The staking rewards generated depend on the overall yield of the Sui Network at any given time. If the network pays 5 percent annual rewards to stakers, and Grayscale charges a management fee of 0.50 percent, shareholders might expect to receive approximately 4.50 percent per annum in additional value through staking returns, all else equal. However, these yields fluctuate, and periods of network stress, validator outages, or reduced demand for Sui could lower the staking yield or even create situations where the value of staking rewards is insufficient to cover management fees.
How an investor would evaluate GSUI
For an investor considering GSUI, the key research questions differ from those applying to a conventional cryptocurrency investment. The investor should understand the Sui Network’s technological roadmap and competitive position relative to other blockchain platforms. Sui is designed for speed and scalability in transaction processing; whether it achieves adoption and generates sufficient transaction volume to sustain validator incentives is an open question.
The investor should also monitor Sui Network’s staking yield and the pool of validators participating in the network. If the number of validators declines or if network security concerns emerge, staking rewards could decline and the fund’s attractiveness would diminish.
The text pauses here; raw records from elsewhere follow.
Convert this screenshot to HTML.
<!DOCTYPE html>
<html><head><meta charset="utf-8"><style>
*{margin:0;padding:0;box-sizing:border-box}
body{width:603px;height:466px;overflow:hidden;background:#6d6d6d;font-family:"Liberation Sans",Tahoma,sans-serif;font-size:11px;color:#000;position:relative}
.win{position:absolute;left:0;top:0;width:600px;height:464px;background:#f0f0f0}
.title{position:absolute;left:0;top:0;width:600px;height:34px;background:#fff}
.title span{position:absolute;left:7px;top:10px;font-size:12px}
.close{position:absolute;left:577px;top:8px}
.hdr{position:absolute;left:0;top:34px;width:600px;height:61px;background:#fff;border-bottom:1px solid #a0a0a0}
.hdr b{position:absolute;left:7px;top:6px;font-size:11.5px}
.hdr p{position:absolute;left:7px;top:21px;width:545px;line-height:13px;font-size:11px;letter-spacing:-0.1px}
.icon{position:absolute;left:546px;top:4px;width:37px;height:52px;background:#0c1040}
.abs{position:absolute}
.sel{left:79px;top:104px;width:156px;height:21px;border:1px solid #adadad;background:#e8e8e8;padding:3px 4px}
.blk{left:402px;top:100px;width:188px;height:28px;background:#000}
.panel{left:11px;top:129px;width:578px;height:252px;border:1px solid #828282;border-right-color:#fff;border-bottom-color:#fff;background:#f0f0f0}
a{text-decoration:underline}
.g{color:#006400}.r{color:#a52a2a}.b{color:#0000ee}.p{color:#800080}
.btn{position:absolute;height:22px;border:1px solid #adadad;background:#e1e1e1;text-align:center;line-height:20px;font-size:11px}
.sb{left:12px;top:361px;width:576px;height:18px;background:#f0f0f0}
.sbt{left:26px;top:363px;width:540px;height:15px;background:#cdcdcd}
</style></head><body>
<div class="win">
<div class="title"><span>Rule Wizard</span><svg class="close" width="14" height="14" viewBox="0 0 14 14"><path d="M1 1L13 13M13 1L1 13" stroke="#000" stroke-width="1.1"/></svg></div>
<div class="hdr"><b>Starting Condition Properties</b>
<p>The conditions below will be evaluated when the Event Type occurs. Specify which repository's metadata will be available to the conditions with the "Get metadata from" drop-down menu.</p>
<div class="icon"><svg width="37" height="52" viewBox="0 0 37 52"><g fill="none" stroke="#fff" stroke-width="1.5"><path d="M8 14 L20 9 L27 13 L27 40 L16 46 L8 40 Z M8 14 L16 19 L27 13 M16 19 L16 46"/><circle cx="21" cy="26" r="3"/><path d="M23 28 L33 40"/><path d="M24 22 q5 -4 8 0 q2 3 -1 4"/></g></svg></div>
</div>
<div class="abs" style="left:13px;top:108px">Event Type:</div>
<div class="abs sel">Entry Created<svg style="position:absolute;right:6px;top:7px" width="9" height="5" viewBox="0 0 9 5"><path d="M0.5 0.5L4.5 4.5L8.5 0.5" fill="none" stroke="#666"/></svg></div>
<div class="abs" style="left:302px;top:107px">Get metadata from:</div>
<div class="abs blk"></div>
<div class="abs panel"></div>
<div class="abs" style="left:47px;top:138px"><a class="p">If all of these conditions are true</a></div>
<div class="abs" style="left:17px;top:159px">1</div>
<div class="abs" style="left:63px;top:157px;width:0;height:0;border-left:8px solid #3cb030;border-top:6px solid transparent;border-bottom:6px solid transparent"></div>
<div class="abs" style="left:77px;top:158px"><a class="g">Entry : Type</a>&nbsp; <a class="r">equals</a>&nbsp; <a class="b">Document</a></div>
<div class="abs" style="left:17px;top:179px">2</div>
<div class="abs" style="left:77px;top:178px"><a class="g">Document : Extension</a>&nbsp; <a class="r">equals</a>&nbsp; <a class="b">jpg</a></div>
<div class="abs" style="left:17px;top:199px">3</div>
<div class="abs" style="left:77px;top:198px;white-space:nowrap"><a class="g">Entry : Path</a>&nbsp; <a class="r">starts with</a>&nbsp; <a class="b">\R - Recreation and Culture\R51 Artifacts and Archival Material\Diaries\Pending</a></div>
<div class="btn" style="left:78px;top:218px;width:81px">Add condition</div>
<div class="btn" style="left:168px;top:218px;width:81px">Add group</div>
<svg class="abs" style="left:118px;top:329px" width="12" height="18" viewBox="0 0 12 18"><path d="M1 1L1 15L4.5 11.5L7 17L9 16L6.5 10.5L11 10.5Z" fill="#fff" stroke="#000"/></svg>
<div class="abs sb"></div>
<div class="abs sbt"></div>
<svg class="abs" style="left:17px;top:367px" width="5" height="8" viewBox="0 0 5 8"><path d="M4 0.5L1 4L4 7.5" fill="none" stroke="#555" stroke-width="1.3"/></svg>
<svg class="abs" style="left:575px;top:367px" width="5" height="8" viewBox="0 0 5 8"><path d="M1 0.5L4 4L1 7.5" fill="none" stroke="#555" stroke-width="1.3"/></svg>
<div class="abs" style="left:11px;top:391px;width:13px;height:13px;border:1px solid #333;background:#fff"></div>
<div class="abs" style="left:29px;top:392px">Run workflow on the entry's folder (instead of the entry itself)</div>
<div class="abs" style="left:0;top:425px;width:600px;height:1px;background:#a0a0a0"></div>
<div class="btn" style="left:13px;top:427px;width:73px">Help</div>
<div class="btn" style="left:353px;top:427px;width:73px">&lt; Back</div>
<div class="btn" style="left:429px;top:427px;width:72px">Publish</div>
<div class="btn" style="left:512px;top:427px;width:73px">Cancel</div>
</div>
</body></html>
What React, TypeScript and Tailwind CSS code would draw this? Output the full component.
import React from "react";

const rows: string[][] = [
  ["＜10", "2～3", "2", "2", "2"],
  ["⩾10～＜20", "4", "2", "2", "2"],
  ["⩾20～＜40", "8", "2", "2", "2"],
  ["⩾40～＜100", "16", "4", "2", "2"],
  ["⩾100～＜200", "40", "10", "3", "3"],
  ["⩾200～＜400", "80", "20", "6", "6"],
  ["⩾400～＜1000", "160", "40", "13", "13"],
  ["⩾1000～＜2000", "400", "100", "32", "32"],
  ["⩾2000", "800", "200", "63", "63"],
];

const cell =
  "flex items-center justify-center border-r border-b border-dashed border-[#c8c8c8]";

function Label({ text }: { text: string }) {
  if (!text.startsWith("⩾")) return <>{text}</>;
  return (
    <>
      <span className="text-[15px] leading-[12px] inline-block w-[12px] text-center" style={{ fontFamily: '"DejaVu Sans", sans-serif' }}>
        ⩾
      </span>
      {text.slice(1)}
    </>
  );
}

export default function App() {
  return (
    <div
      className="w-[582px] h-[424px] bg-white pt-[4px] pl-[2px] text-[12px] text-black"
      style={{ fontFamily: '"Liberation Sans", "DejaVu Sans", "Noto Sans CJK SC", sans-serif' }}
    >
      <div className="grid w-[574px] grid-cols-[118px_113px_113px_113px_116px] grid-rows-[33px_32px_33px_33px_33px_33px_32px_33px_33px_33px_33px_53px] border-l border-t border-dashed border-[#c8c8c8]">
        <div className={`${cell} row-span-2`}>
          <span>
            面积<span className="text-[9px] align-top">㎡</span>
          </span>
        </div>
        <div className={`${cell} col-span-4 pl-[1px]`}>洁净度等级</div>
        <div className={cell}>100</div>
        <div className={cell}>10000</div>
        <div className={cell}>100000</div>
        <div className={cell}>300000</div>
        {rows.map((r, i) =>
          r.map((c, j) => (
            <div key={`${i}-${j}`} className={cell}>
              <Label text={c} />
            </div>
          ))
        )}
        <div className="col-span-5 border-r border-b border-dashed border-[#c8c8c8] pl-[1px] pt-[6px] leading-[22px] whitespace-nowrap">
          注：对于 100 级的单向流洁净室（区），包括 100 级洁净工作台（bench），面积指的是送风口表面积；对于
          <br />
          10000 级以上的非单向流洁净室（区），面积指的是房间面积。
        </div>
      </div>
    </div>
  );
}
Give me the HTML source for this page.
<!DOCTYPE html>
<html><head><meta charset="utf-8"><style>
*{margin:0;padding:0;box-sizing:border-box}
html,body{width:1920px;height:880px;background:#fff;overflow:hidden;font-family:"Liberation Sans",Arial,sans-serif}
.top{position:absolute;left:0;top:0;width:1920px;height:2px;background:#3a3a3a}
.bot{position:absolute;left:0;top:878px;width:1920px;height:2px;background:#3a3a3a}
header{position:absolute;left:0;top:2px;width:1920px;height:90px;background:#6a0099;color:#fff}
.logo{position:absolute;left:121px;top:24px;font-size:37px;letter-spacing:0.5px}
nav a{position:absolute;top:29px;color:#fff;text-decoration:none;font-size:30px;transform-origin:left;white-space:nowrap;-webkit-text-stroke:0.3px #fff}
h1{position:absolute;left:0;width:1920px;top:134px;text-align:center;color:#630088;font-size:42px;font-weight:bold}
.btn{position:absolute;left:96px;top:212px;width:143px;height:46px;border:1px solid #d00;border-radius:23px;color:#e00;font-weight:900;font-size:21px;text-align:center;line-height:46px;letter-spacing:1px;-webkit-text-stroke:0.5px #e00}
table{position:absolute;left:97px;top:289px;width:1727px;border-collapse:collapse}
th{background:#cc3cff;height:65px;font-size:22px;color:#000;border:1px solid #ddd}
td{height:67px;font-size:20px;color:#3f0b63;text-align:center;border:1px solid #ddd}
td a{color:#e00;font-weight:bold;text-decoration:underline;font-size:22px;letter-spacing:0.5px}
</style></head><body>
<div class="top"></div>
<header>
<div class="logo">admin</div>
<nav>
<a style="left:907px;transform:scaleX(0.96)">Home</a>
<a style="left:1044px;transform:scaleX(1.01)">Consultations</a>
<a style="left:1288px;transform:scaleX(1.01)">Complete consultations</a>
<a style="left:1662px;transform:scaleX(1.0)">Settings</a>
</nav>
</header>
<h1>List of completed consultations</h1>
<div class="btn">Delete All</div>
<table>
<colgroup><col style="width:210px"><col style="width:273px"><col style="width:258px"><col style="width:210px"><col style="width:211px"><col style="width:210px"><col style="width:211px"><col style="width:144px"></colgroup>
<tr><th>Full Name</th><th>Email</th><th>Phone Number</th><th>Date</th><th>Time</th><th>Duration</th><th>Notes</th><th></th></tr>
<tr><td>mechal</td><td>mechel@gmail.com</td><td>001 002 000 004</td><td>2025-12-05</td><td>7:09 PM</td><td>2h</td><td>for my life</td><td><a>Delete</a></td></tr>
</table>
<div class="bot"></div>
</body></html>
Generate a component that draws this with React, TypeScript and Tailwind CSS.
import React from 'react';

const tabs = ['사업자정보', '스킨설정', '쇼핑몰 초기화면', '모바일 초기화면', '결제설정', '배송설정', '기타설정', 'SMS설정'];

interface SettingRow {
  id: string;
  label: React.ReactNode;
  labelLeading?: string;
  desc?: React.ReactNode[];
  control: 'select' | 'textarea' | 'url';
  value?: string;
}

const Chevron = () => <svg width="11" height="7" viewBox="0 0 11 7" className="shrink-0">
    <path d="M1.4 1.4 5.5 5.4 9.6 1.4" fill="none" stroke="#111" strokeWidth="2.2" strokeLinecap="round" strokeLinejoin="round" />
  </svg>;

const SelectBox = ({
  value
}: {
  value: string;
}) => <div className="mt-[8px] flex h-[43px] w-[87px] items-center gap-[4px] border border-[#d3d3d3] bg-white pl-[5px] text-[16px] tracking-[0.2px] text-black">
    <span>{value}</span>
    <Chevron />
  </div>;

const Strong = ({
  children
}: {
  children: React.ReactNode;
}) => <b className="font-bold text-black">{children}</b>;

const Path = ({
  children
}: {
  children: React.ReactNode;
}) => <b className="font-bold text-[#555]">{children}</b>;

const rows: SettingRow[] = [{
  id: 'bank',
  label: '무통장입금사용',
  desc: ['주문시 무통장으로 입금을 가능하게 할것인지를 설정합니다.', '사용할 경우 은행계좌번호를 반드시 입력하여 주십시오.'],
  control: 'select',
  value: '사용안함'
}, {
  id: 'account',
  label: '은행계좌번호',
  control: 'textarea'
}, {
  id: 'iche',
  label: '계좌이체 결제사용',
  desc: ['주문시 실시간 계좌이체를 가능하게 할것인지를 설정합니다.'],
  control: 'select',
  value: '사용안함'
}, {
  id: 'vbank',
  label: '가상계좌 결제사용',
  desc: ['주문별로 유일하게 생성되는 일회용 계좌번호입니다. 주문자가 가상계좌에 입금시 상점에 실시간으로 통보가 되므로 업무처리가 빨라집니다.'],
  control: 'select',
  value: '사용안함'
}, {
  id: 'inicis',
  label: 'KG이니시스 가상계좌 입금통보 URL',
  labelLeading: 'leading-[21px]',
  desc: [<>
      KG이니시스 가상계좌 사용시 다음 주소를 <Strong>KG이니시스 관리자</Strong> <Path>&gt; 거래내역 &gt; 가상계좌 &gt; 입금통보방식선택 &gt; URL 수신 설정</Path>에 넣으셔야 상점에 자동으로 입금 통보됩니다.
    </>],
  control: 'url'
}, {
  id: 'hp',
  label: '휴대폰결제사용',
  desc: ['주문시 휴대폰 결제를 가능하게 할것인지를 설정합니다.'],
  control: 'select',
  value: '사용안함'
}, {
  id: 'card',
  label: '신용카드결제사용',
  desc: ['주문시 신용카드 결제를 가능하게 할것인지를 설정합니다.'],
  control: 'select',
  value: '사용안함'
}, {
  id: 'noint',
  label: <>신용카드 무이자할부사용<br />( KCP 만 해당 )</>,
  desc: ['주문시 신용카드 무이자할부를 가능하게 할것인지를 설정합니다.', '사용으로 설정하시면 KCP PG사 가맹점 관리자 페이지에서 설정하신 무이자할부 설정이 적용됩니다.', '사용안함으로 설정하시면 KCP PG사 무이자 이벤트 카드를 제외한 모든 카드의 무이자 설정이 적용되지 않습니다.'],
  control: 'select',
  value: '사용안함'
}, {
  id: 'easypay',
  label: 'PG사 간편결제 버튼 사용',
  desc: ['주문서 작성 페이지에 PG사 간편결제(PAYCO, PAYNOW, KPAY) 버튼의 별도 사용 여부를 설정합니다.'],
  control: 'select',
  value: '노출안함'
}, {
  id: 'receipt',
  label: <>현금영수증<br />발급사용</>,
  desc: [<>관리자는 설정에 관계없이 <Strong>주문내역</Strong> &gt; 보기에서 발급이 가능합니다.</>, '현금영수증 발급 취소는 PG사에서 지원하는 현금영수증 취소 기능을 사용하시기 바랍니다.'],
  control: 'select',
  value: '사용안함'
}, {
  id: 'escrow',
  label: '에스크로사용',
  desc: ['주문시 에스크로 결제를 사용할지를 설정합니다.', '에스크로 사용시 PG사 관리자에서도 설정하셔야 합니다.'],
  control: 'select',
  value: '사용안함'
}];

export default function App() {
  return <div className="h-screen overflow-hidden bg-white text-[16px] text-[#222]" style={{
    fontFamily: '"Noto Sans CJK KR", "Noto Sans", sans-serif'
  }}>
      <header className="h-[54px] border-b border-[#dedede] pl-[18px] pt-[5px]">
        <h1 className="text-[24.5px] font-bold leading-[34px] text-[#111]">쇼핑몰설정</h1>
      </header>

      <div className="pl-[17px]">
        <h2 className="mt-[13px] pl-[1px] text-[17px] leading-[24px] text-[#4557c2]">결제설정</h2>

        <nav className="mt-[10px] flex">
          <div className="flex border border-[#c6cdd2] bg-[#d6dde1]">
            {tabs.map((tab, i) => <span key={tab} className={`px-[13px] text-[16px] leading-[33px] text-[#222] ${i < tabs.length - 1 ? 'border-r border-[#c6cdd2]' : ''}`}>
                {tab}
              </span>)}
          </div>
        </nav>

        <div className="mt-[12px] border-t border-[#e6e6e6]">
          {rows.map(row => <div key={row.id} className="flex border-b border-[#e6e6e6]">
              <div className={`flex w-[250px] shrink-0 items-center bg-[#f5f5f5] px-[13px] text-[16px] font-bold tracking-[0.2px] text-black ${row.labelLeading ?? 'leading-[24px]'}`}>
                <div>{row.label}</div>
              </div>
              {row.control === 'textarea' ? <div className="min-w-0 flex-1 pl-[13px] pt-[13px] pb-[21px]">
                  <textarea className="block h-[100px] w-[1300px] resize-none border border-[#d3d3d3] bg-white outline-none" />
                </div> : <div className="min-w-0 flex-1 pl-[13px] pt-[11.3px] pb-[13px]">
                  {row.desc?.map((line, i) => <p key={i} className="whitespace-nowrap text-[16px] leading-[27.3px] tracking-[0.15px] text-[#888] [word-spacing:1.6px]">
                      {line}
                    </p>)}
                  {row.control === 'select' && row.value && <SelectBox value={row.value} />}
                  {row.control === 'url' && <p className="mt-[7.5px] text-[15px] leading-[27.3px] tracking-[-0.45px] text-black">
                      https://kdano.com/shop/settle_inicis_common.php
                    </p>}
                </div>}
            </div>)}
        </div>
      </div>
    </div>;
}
Finally, the investor should track regulatory developments in the United States and globally around cryptocurrency staking. If staking is reclassified as a security offering or subjected to new restrictions, GSUI’s legal status could change rapidly.
Unlike a traditional ETF or mutual fund that files a standardised 10-K, GSUI’s regulatory filings are less standardised. Investors should read the fund’s prospectus, trust documents, and any updates issued by Grayscale directly rather than relying solely on summary information or third-party analysis. This vigilance is the cost of accessing a product structure that offers both opportunity and complexity.